In this reading, the pierced (strucked one) one is Judah itself—the apostate tribe that suffered devastating losses in the siege. Jerusalem’s leadership and citizens mourn over what happened to their brothers.
The mourning is national, clan by clan. It is not triumphal. It is grief over internal destruction.
Judah attacked Jerusalem.
God struck the nations.
Judah suffered deeply.
And now Jerusalem weeps over Judah.
This is covenant tragedy.
Judah Redeemed
The most powerful element of this chapter is that Judah is not cast off forever. The apostate tribe becomes the object of mourning and eventual restoration.
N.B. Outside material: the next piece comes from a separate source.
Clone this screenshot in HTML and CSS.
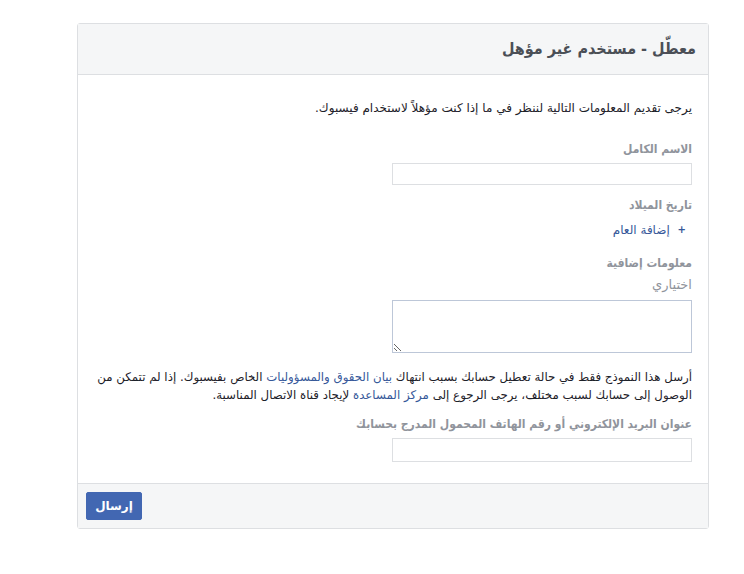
FILE: index.html
```html
<!DOCTYPE html>
<html lang="ar" dir="rtl">
<head>
<meta charset="utf-8">
<link rel="stylesheet" href="styles.css">
</head>
<body>
<div class="card">
  <div class="card-header">معطّل - مستخدم غير مؤهل</div>
  <div class="card-body">
    <p class="intro">يرجى تقديم المعلومات التالية لننظر في ما إذا كنت مؤهلاً لاستخدام فيسبوك.</p>
    <div class="label label-name">الاسم الكامل</div>
    <input class="field" type="text">
    <div class="label label-dob">تاريخ الميلاد</div>
    <a class="add-year" href="#"><span class="plus">+</span> إضافة العام</a>
    <div class="label label-extra">معلومات إضافية</div>
    <div class="optional">اختياري</div>
    <textarea class="area"></textarea>
    <p class="note">أرسل هذا النموذج فقط في حالة تعطيل حسابك بسبب انتهاك <a href="#">بيان الحقوق والمسؤوليات</a> الخاص بفيسبوك. إذا لم تتمكن من الوصول إلى حسابك لسبب مختلف، يرجى الرجوع إلى <a href="#">مركز المساعدة</a> لإيجاد قناة الاتصال المناسبة.</p>
    <div class="label label-email">عنوان البريد الإلكتروني أو رقم الهاتف المحمول المدرج بحسابك</div>
    <input class="field field-email" type="text">
  </div>
  <div class="card-footer">
    <button class="submit" type="button">إرسال</button>
  </div>
</div>
</body>
</html>
```
FILE: styles.css
```css
html, body {
  margin: 0;
  padding: 0;
  background: #fff;
}
body {
  font-family: "DejaVu Sans", "Liberation Sans", sans-serif;
  color: #1d2129;
  padding-top: 23px;
}
.card {
  width: 630px;
  margin-right: 35px;
  border: 1px solid #dddfe2;
  border-radius: 3px;
  background: #fff;
}
.card-header {
  height: 50px;
  line-height: 50px;
  background: #f5f6f7;
  border-bottom: 1px solid #dddfe2;
  padding: 0 12px;
  font-family: "DejaVu Sans Condensed", "DejaVu Sans", sans-serif;
  font-size: 16px;
  font-weight: bold;
  color: #4b4f56;
}
.card-body {
  padding: 24px 16px 21px 14px;
}
.intro {
  margin: 0 0 23px 0;
  font-size: 12px;
  line-height: 18px;
}
.label {
  font-family: "DejaVu Sans Condensed", "DejaVu Sans", sans-serif;
  font-size: 12px;
  font-weight: bold;
  color: #90949c;
  line-height: 18px;
}
.label-name {
  margin-bottom: 5px;
}
.field {
  display: block;
  box-sizing: border-box;
  width: 300px;
  height: 22px;
  border: 1px solid #dddfe2;
  margin: 0;
  padding: 0;
  background: #fff;
}
.label-dob {
  margin-top: 11px;
  margin-bottom: 7px;
}
.add-year {
  display: block;
  font-size: 12px;
  line-height: 18px;
  color: #365899;
  text-decoration: none;
  padding-right: 6px;
}
.plus {
  font-size: 10px;
  font-weight: bold;
  margin-left: 4px;
  vertical-align: 1px;
}
.label-extra {
  margin-top: 15px;
  margin-bottom: 4px;
}
.optional {
  font-size: 13px;
  color: #90949c;
  line-height: 18px;
  margin-bottom: 6px;
}
.area {
  display: block;
  box-sizing: border-box;
  width: 300px;
  height: 53px;
  border: 1px solid #bdc7d8;
  margin: 0;
  padding: 0;
  resize: both;
}
.note {
  margin: 15px 0 11px 0;
  font-size: 11.8px;
  line-height: 18px;
}
.note a {
  color: #365899;
  text-decoration: none;
}
.label-email {
  margin-bottom: 5px;
}
.field-email {
  height: 24px;
}
.card-footer {
  background: #f5f6f7;
  border-top: 1px solid #dddfe2;
  padding: 8px 8px 8px 8px;
  display: flex;
  justify-content: flex-end;
}
.submit {
  background: #4267b2;
  border: 1px solid #4267b2;
  border-radius: 2px;
  color: #fff;
  font-family: "DejaVu Sans", "Liberation Sans", sans-serif;
  font-size: 12px;
  font-weight: bold;
  height: 28px;
  width: 56px;
  padding: 0;
}
```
What began as betrayal ends in reconciliation.
Everyone’s relationship to God deepens:
The citizens rise to Davidic stature.
The leadership rises to angelic responsibility.
The apostate tribe is redeemed through suffering.
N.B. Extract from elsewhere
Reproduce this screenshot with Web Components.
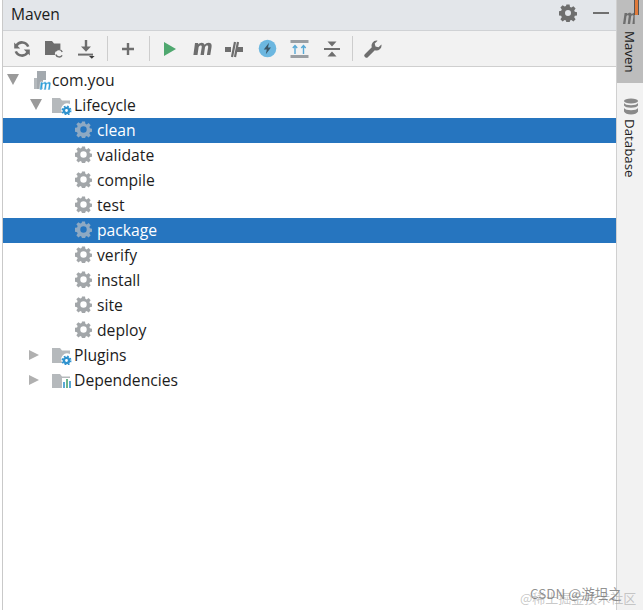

This theme is reinforced later:
Zechariah 14:14 (Douay-Rheims)
“And Juda also shall fight against Jerusalem: and the riches of all nations round about shall be gathered together, gold, and silver, and garments in great abundance.”
Again, Judah is shown fighting against Jerusalem. The civil dimension remains consistent. But chapter 14 also portrays divine intervention and ultimate restoration.
A Story of Internal Collapse and Covenant Healing
Zechariah 12 is not merely about external enemies. It is about:
Apostasy within the covenant community.
Leadership and citizens responding to betrayal.
Divine judgment that distinguishes rather than obliterates.
Mourning that leads to renewal.
Conclusion
The pierced one is not a distant theological abstraction here. It is the cost of civil war. It is Judah—wounded by its own choices, struck in the turmoil, yet ultimately mourned and redeemed.
The chapter closes not with annihilation but with transformed relationship. The weakest become like David. The leaders reflect heavenly authority. The divided nation grieves together. The closest event that matches is the Maccabean Revolt. There was internal Judean civil conflict, Jerusalem attacked by Judean factions, Apostasy/Hellenization, Foreign nations involved, and Divine deliverance narrative.